New View of Workplace Key to Boomer Job Seeker Success

October 14, 2009 ( - A new study from the MetLife Mature Market Institute reports that many Americans over the age of 55 plan to work at least until age 69, but that most who look for a job face challenges in finding one.

The research found in Buddy, Can You Spare a Job? The New Realities of the Job Market for Aging Baby Boomers suggests that to be successful older job-hunters must adapt to the changing workplace by adopting new attitudes, specific skills, and a fresh set of expectations. “Older job seekers who don’t recognize that they’re viewed differently in the job market are in for a rude awakening,” said David DeLong, author of the study, in a press release.

To better understand the market, the research suggests that boomers first identify nearby industries and organizations in the region that are stable or growing, then look for organizations with a workforce culture that respects all workers. Older job-seekers should look for opportunities in small- to medium-sized companies, which create the majority of new jobs, according to the press release.

The study indicates boomers may need to reframe their past experience to show future value. Boomers must identify and articulate what specific value they can bring to an organization, while simultaneously recognizing that their underlying skill set must constantly evolve. The most consistent finding from interviews during the study was the need for older job seekers to update their computer skills.

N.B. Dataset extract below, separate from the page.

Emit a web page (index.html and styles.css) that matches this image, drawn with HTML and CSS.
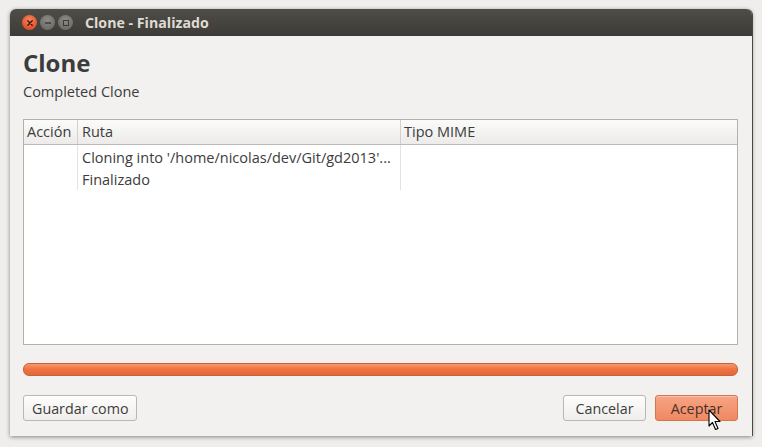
FILE: index.html
```html
<!DOCTYPE html>
<html lang="es">
<head>
<meta charset="utf-8">
<title>Clone - Finalizado</title>
<link rel="stylesheet" href="styles.css">
</head>
<body>
<div class="window">
  <div class="titlebar">
    <div class="wbtns">
      <span class="wbtn close"><svg width="14" height="14" viewBox="0 0 14 14"><path d="M4.8 4.8 L9.2 9.2 M9.2 4.8 L4.8 9.2" stroke="#3a1a10" stroke-width="1.4" stroke-linecap="round"/></svg></span>
      <span class="wbtn min"><svg width="14" height="14" viewBox="0 0 14 14"><path d="M4 7 H10" stroke="#3b3b38" stroke-width="1.5"/></svg></span>
      <span class="wbtn max"><svg width="14" height="14" viewBox="0 0 14 14"><rect x="4.5" y="4.5" width="5" height="5" fill="none" stroke="#3b3b38" stroke-width="1"/></svg></span>
    </div>
    <div class="title">Clone - Finalizado</div>
  </div>
  <div class="content">
    <h1 class="heading">Clone</h1>
    <p class="sub">Completed Clone</p>
    <div class="table">
      <div class="thead">
        <div class="th c1">Acción</div>
        <div class="th c2">Ruta</div>
        <div class="th c3">Tipo MIME</div>
      </div>
      <div class="tbody">
        <div class="col c1"></div>
        <div class="col c2">
          <div class="cell">Cloning into '/home/nicolas/dev/Git/gd2013'...</div>
          <div class="cell">Finalizado</div>
        </div>
        <div class="col c3 last"></div>
      </div>
    </div>
    <div class="progress"><div class="fill"></div></div>
    <div class="actions">
      <button class="btn">Guardar como</button>
      <div class="spacer"></div>
      <button class="btn w82">Cancelar</button>
      <button class="btn w82 primary">Aceptar
        <svg class="cursor" width="14" height="22" viewBox="0 0 14 22"><path d="M1 1 L1 17 L4.5 13.5 L7.5 20.5 L10 19.5 L7 12.5 L12 12.5 Z" fill="#fff" stroke="#000" stroke-width="1.1" stroke-linejoin="round"/></svg>
      </button>
    </div>
  </div>
</div>
</body>
</html>
```
FILE: styles.css
```css
html, body { margin: 0; padding: 0; }
body {
  background: #efeeec;
  font-family: "Open Sans", "DejaVu Sans", sans-serif;
  width: 762px;
  height: 447px;
  overflow: hidden;
}
.window {
  margin: 9px 0 0 10px;
  width: 742px;
  height: 427px;
  border-radius: 6px 6px 0 0;
  background: #f2f1f0;
  box-shadow: 0 1px 4px rgba(0,0,0,0.45), 1px 0 0 #5a5955;
  overflow: hidden;
  display: flex;
  flex-direction: column;
}
.titlebar {
  height: 27px;
  flex: none;
  background: linear-gradient(#4f4d48, #3c3b37);
  display: flex;
  align-items: center;
  padding-left: 12px;
}
.wbtns { display: flex; gap: 3px; }
.wbtn {
  width: 15px; height: 15px; border-radius: 50%;
  display: flex; align-items: center; justify-content: center;
}
.wbtn svg { display: block; }
.close { background: radial-gradient(circle at 50% 35%, #f9865d, #e0512a 70%); }
.min, .max { background: radial-gradient(circle at 50% 35%, #8c8b86, #6e6d69 70%); }
.title {
  margin-left: 12px;
  color: #dfdbd2;
  font-weight: 700;
  font-size: 14.2px;
}
.content {
  flex: 1;
  padding: 0 14px 0 13px;
  display: flex;
  flex-direction: column;
  color: #3c3c3c;
}
.heading {
  margin: 11px 0 0 0;
  font-size: 24px;
  font-weight: 700;
  line-height: 32px;
  color: #3c3c3c;
}
.sub {
  margin: 3px 0 0 0;
  font-size: 14.5px;
  line-height: 20px;
}
.table {
  margin-top: 17px;
  height: 224px;
  border: 1px solid #b3b1ad;
  background: #fff;
  display: flex;
  flex-direction: column;
  font-size: 14.5px;
}
.thead {
  display: flex;
  height: 24px;
  background: linear-gradient(#fbfbfa, #ecebea);
  border-bottom: 1px solid #bdbbb7;
}
.th {
  padding-left: 3px;
  line-height: 24px;
  border-right: 1px solid #d3d1cd;
  box-sizing: border-box;
}
.c1 { width: 54px; }
.c2 { width: 323px; padding-left: 4px; }
.c3 { flex: 1; border-right: none; }
.tbody { display: flex; height: 45px; }
.col { box-sizing: border-box; border-right: 1px solid #e4e3e1; }
.col.last { border-right: none; }
.cell { line-height: 22px; white-space: nowrap; }
.cell:first-child { margin-top: 2px; }
.progress {
  margin-top: 18px;
  height: 13px;
  border-radius: 6px;
  border: 1px solid #c9603a;
  box-sizing: border-box;
  background: linear-gradient(#f59a6e, #ef7442 45%, #e0693b);
}
.actions {
  margin-top: 19px;
  display: flex;
  align-items: center;
  gap: 9px;
}
.spacer { flex: 1; }
.btn {
  font-family: inherit;
  font-size: 14.3px;
  color: #3c3c3c;
  height: 26px;
  padding: 0 8px;
  border: 1px solid #b9b7b3;
  border-radius: 3px;
  background: linear-gradient(#fdfdfc, #efeeec);
  box-shadow: inset 0 1px 0 #fff;
  position: relative;
}
.w82 { width: 83px; }
.primary {
  border-color: #d27650;
  background: linear-gradient(#f6a584, #f08862);
  box-shadow: inset 0 1px 0 #f9c2ac;
  color: #4a3128;
}
.cursor { position: absolute; left: 52px; top: 13px; }
```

Boomers should try the latest communication and networking technologies and be able to talk about them, the study suggests.

Older job seekers need to use their existing network, but should also develop new connections that are about learning. “Find a volunteer organization with younger people. It’s an advantage to be able to say, ‘I’ve been working with 20-year-olds,'” the press release said.

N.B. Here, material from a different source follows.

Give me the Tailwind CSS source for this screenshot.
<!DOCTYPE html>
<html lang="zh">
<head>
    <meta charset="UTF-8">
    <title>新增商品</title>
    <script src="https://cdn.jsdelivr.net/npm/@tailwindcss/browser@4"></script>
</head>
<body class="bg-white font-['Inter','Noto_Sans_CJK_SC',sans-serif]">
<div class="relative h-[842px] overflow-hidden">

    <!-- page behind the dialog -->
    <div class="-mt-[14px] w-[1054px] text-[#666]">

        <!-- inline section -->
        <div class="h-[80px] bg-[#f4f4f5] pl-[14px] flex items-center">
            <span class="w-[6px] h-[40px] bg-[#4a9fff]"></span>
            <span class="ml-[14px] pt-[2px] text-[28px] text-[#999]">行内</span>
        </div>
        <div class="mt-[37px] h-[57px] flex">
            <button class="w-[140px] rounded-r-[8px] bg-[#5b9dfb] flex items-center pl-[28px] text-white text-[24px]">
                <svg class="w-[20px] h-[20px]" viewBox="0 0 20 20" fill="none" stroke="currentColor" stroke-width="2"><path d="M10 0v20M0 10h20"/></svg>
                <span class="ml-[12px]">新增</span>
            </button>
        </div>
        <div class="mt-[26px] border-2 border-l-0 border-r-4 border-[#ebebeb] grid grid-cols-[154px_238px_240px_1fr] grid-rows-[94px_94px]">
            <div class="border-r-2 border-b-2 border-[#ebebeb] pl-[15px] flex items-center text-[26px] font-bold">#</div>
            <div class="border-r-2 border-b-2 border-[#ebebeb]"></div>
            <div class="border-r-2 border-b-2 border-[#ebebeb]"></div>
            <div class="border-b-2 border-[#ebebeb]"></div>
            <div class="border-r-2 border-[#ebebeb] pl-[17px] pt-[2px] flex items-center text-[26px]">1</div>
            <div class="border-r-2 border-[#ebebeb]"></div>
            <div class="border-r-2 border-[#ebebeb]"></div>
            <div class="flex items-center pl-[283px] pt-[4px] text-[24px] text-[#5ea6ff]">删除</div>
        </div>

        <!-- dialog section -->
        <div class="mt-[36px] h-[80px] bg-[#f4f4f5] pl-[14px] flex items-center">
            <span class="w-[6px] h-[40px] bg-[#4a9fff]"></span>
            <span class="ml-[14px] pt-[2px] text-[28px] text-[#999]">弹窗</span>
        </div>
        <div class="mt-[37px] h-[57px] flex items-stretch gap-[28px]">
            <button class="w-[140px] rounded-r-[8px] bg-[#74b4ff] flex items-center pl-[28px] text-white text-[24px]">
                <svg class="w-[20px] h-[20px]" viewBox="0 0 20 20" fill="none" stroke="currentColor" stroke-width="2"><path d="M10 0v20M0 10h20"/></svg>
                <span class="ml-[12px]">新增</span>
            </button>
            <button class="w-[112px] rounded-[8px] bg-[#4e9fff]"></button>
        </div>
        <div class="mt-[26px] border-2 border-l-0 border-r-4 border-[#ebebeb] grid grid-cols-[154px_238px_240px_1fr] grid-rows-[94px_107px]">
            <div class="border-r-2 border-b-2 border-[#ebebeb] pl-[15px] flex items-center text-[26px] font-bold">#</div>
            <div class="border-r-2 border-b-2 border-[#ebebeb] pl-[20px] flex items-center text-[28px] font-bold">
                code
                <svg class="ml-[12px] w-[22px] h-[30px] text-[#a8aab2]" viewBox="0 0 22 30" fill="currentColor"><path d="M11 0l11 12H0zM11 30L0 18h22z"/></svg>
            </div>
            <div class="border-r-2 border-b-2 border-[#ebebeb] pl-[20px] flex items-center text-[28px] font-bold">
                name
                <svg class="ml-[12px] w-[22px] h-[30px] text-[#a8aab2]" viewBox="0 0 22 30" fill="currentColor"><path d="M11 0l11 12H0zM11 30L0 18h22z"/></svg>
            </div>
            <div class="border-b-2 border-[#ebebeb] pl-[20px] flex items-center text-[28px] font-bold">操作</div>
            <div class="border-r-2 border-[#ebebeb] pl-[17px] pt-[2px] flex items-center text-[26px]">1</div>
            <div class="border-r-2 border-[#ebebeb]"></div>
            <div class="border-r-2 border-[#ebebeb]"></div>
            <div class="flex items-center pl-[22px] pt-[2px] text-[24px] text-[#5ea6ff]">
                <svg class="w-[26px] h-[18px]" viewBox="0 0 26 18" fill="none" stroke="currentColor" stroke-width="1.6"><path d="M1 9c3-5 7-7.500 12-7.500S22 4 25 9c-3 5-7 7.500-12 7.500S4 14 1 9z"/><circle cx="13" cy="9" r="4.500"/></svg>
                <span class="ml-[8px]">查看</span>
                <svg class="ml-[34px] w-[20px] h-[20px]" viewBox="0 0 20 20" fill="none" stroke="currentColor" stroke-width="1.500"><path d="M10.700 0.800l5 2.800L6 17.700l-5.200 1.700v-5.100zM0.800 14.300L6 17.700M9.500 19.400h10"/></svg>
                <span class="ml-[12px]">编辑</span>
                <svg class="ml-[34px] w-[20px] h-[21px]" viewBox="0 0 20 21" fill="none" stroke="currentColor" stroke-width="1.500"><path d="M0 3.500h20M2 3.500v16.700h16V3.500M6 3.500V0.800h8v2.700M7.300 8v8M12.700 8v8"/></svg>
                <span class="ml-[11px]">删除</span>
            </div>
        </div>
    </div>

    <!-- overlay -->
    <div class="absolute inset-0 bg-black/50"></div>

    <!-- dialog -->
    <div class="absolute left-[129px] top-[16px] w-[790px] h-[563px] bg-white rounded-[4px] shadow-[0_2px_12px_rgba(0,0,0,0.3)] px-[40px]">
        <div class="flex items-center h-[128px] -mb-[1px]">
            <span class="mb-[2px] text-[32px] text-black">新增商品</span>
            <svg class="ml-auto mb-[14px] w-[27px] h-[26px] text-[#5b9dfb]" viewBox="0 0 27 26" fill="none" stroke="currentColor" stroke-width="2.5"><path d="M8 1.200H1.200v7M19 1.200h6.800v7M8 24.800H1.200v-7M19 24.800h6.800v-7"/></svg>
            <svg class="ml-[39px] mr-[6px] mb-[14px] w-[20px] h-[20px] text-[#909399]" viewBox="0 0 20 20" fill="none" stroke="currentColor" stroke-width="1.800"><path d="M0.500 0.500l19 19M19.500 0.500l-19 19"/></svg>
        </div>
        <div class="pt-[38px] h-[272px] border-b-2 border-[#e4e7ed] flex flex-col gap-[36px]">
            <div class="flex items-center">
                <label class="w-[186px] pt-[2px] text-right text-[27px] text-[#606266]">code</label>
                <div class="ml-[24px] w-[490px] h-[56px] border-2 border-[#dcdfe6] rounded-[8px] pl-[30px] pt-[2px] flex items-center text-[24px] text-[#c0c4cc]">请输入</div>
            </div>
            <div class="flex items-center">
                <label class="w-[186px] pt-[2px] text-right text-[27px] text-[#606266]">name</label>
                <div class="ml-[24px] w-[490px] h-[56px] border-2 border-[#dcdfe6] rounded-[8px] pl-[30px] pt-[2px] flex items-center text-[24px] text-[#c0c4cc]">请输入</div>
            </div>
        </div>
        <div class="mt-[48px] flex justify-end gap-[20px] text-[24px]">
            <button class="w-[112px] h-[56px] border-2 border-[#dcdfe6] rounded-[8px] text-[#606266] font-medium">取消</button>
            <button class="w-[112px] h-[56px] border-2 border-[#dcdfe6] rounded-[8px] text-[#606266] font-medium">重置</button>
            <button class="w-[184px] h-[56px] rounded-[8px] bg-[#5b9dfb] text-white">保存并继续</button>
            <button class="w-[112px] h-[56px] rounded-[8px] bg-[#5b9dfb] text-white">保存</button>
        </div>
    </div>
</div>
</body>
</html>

The research found that some boomers may be sabotaging their job search because of conflicting feelings about working or being retired. Despite financial need, a significant segment of those interviewed were ambivalent about staying in the labor force, and job counselors shared stories of program participants not performing well in job interviews because they were torn about success in their search.

MetLife suggests older job seekers should be clear about their actual financial needs, especially for consistent and stable sources of retirement income, as they struggle with making a decision about finding work.

The study combines a survey of 1,200+ individuals ages 55 to 70 with in-depth interviews of both job-seekers and employment experts.